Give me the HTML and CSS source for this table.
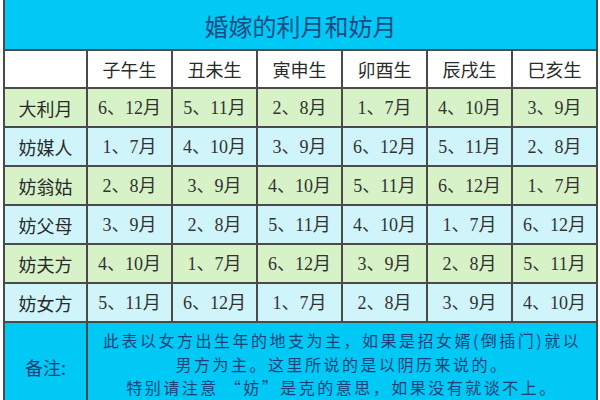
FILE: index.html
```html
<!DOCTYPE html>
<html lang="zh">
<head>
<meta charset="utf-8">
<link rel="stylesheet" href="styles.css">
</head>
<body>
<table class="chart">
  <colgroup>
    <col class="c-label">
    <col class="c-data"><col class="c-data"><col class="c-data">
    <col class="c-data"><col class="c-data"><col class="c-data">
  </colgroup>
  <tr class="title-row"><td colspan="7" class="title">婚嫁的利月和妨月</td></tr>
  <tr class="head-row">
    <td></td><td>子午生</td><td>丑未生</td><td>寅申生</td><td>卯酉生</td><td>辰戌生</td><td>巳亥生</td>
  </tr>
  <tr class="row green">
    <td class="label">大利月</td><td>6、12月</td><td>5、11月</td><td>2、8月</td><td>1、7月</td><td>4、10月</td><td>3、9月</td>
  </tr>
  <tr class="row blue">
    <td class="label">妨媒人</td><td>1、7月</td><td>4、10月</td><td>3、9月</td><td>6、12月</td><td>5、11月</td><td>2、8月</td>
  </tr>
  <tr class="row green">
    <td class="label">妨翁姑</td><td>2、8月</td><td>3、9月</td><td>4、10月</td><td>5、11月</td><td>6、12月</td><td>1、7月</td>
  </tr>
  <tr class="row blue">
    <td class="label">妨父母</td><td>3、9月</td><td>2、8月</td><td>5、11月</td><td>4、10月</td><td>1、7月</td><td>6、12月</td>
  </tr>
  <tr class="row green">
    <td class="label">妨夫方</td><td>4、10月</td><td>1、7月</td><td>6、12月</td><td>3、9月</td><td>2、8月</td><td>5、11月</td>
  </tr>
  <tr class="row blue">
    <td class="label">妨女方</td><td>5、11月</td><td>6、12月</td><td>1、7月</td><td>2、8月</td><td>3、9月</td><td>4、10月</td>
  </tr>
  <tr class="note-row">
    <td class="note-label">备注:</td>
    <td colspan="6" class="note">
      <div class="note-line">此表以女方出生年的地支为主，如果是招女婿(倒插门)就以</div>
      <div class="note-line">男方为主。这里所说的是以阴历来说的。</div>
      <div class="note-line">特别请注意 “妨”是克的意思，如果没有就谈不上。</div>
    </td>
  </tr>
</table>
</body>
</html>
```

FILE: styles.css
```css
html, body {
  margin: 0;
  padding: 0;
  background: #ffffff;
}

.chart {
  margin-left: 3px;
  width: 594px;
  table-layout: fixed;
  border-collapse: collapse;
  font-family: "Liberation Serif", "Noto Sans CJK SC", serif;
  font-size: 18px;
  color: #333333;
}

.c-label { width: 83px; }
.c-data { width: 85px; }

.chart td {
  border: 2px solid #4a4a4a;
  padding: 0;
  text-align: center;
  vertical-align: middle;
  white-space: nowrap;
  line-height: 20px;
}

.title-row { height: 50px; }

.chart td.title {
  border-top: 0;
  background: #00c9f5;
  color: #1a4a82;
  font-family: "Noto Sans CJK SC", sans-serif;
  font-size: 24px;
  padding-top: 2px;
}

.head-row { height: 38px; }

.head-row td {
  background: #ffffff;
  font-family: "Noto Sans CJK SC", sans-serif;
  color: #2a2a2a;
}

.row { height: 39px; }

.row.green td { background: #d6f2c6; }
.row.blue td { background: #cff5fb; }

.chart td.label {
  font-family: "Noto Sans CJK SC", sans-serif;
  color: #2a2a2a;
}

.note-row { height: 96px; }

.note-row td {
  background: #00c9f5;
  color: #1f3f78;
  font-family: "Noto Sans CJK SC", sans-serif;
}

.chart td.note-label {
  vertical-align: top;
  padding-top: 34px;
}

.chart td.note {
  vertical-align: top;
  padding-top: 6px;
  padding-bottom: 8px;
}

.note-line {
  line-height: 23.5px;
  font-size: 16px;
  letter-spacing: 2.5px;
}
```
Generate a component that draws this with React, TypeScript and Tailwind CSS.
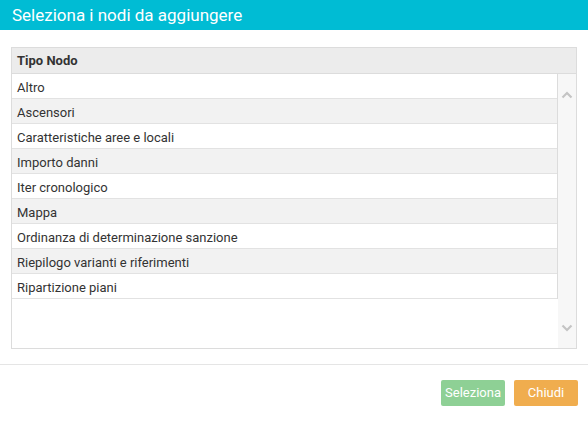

★ ★ ★

-- Directive --
Filter the entries above down to the lines containing the word "this".

-- Expected answer --
Give me the HTML and CSS source for this table.
Generate a component that draws this with React, TypeScript and Tailwind CSS.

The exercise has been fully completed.